◆ EXERCISE OBJECTIVE
Collect all lines from the listing that include the string "html".

** Start of ENTRIES SUPPLIED **

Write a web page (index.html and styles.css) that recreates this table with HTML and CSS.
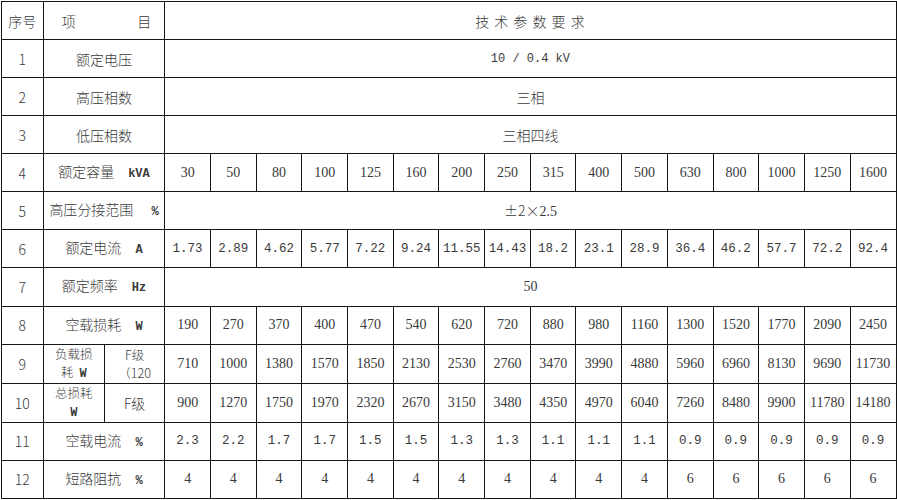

** End of ENTRIES SUPPLIED **
** Start of ENTRIES SUPPLIED **

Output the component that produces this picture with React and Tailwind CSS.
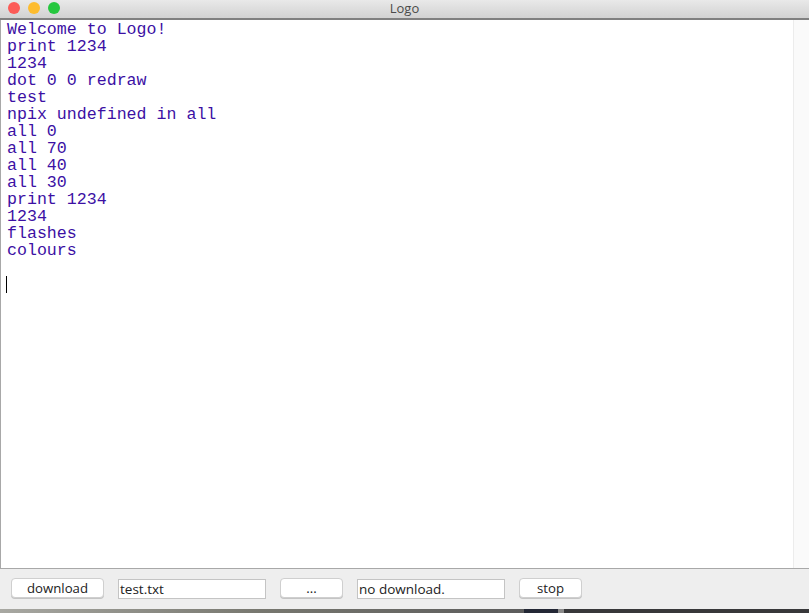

** End of ENTRIES SUPPLIED **
** Start of ENTRIES SUPPLIED **

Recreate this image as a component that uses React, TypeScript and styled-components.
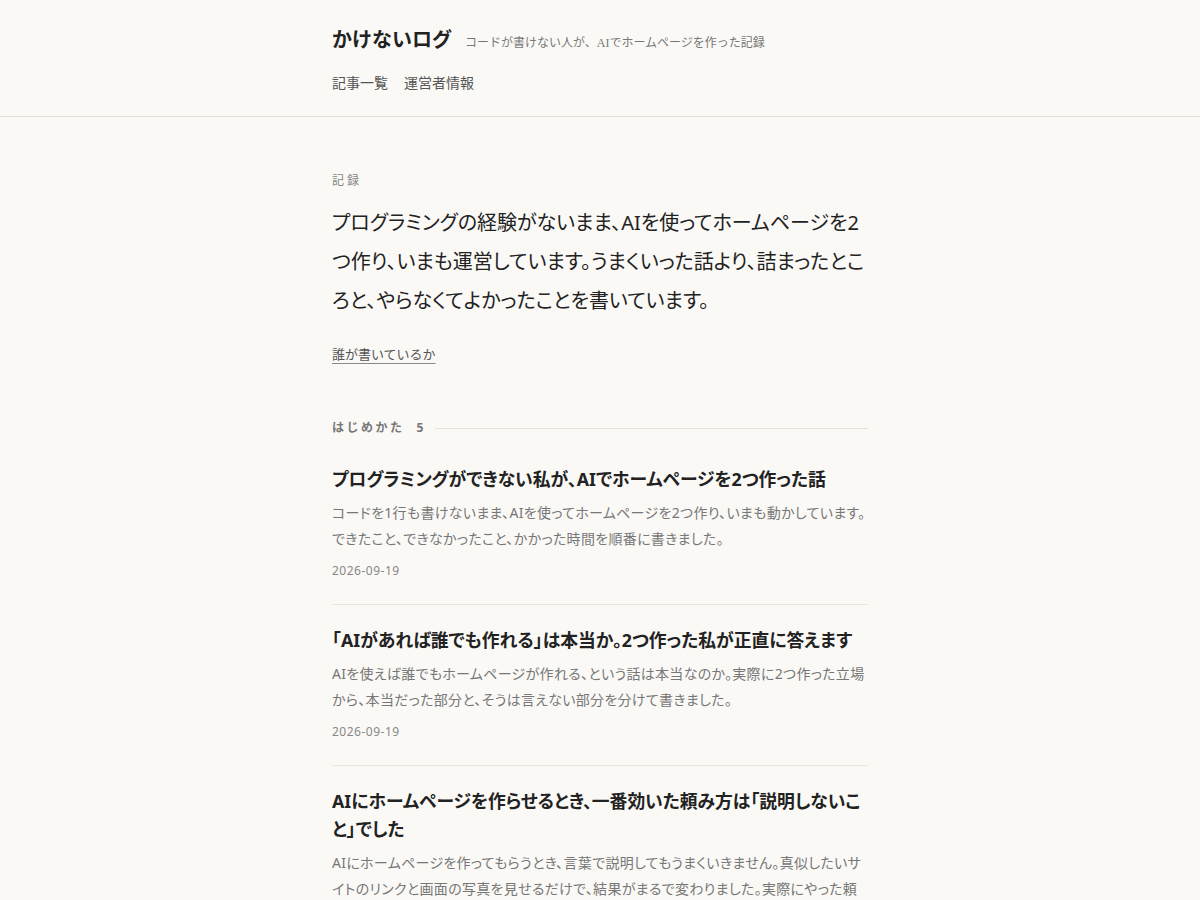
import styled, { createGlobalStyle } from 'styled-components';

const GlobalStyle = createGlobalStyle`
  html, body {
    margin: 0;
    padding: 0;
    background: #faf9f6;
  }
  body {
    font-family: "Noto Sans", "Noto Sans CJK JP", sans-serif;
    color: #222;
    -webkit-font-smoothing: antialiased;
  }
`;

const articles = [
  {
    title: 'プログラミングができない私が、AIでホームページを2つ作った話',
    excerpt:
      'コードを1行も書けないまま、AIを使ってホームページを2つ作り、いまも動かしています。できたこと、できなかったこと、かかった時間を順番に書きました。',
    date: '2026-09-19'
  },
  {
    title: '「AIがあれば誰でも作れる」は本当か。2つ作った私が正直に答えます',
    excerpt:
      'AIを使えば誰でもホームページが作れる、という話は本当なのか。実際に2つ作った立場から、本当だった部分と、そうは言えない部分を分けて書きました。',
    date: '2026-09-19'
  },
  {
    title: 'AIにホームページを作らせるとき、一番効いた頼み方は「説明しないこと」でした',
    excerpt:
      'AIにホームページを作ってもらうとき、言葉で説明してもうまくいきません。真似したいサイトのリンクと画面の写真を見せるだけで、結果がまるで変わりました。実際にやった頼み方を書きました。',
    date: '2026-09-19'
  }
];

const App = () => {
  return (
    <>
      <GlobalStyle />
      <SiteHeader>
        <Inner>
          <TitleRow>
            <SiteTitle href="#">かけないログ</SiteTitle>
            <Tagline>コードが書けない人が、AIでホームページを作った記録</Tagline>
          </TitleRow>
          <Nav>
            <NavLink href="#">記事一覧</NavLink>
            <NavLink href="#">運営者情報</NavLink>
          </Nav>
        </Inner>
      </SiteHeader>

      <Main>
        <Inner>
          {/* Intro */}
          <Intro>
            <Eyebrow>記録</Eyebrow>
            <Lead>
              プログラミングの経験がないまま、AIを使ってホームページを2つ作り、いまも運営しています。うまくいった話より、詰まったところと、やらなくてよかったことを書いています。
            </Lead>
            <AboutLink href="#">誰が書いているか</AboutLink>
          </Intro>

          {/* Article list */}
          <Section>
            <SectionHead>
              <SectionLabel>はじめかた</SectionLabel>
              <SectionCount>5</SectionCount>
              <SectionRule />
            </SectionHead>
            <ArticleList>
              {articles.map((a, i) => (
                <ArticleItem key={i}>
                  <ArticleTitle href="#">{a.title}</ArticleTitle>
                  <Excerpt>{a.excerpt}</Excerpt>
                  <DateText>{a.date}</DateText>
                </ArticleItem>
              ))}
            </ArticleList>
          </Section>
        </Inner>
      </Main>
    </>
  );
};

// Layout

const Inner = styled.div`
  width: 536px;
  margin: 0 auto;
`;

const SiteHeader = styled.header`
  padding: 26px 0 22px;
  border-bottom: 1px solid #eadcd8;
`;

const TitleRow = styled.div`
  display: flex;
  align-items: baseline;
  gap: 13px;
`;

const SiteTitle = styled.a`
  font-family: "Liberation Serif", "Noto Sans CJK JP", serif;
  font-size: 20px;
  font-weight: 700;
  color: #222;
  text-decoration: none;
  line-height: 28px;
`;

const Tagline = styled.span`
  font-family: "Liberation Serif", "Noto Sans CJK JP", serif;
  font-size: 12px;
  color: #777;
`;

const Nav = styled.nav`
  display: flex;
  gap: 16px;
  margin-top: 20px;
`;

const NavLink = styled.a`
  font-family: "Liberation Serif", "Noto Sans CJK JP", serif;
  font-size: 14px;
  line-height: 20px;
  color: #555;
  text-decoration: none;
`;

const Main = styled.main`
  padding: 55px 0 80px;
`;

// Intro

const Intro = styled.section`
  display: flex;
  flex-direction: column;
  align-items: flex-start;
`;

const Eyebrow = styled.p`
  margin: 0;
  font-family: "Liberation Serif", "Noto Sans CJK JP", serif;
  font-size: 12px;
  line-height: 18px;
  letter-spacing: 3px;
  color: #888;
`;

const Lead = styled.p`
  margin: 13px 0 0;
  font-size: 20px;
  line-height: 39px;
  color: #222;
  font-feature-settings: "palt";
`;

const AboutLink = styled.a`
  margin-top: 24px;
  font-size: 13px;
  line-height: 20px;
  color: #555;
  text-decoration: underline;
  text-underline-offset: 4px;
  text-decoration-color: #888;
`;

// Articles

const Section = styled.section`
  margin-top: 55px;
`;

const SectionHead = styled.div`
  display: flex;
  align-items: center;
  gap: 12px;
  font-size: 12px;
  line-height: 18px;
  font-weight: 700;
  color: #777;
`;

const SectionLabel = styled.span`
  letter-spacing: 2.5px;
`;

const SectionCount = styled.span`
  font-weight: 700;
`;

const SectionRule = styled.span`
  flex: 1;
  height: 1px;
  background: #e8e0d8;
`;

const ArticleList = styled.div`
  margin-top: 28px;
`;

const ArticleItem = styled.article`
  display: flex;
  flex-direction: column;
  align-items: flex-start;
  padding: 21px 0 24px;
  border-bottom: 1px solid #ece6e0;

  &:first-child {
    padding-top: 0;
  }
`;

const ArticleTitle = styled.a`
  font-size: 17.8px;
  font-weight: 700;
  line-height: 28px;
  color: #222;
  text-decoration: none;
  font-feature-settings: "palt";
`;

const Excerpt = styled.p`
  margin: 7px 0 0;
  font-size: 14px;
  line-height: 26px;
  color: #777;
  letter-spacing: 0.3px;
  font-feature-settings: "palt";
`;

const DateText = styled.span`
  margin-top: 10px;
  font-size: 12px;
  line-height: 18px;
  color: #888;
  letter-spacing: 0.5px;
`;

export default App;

** End of ENTRIES SUPPLIED **

◆ COMPLETE RESPONSE
Write a web page (index.html and styles.css) that recreates this table with HTML and CSS.
  html, body {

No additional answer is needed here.